Set exercise:
Determine how many lines contain the string "React". Respond with that number and nothing more.

Raw data:
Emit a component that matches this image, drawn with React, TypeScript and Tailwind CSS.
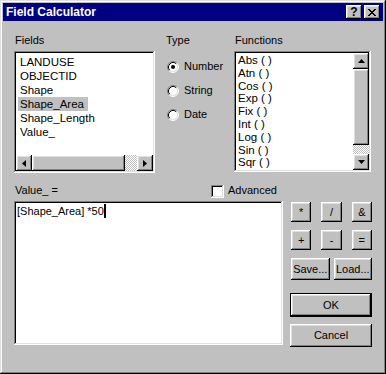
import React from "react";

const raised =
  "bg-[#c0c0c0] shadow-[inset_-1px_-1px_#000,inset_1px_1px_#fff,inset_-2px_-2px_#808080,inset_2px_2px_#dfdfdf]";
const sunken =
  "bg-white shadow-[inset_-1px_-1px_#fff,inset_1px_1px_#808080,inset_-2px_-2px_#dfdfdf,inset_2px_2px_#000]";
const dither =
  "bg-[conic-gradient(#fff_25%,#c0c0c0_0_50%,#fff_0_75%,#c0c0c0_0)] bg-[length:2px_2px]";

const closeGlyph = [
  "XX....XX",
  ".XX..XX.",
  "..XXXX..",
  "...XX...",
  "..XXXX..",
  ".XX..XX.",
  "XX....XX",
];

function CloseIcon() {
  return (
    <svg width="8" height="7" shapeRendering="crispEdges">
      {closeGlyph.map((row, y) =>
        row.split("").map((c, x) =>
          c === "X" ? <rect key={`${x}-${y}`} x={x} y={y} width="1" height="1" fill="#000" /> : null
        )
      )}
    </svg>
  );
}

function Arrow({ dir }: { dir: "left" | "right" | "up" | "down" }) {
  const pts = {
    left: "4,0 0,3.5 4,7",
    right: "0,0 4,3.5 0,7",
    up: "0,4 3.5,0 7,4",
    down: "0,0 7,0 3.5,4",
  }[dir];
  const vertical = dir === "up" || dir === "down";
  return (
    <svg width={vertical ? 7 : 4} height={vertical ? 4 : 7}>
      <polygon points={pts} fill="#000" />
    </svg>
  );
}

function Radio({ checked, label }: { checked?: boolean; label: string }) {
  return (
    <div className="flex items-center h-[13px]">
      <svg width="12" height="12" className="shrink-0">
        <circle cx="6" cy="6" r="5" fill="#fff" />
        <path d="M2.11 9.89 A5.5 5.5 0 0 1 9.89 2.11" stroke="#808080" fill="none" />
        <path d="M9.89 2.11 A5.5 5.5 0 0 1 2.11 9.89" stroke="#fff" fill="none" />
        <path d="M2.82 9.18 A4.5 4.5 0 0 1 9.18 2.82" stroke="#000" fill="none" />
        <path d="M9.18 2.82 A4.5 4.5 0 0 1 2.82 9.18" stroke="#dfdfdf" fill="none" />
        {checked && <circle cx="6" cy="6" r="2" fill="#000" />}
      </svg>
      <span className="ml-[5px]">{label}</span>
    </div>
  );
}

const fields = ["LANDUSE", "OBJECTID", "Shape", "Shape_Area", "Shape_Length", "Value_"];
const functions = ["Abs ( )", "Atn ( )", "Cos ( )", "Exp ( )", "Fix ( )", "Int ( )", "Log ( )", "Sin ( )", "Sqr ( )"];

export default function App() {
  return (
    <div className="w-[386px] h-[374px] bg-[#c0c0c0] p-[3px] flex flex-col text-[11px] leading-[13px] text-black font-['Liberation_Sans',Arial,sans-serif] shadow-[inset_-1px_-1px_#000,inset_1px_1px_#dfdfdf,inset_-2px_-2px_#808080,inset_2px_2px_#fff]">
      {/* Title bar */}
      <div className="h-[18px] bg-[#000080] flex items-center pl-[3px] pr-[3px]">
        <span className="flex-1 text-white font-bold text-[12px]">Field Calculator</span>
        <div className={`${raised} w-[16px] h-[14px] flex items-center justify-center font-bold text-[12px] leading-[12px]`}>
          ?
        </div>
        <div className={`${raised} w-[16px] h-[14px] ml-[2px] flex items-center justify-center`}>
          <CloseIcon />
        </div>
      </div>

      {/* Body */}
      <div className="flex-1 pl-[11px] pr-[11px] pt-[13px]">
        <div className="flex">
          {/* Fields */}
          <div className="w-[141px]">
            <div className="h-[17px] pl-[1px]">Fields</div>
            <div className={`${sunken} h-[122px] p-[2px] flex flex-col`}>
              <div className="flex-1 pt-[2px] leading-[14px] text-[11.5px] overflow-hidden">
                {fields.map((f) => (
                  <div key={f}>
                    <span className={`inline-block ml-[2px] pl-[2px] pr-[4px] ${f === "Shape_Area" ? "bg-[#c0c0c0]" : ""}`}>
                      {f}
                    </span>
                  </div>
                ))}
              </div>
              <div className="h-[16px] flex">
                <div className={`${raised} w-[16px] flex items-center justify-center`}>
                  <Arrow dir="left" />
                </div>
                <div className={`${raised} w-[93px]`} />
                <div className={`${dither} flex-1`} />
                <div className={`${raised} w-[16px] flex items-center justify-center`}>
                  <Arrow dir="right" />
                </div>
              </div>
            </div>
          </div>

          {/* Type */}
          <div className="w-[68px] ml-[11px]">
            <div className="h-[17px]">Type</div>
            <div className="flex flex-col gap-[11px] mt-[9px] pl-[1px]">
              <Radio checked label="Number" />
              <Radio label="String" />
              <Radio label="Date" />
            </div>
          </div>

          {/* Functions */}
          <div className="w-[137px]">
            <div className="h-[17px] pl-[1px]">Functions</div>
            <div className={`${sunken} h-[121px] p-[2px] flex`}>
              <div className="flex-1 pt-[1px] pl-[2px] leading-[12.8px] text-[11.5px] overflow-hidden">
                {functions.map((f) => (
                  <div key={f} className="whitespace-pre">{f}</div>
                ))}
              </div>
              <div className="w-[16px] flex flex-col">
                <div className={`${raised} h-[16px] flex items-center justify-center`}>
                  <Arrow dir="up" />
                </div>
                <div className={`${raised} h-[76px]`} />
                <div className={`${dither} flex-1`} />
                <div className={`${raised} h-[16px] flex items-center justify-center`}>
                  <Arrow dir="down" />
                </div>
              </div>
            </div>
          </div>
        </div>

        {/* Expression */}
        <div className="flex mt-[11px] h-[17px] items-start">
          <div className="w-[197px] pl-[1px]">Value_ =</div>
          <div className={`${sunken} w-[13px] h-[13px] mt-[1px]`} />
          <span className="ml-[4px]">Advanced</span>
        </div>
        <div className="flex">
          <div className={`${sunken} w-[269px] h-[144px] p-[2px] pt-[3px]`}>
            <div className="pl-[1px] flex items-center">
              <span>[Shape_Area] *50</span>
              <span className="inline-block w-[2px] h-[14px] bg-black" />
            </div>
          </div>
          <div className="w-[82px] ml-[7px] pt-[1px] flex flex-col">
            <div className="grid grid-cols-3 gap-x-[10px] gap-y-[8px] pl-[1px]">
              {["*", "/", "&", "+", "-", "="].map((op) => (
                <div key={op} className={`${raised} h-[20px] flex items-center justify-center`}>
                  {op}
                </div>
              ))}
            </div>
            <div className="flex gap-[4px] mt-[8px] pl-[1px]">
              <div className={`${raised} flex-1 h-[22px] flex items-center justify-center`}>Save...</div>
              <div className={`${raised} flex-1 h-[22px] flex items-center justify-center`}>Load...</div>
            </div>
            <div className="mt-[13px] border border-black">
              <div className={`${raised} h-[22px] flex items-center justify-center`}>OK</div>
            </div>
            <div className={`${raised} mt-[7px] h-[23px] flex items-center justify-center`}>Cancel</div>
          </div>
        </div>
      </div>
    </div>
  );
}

Solved exercise:
2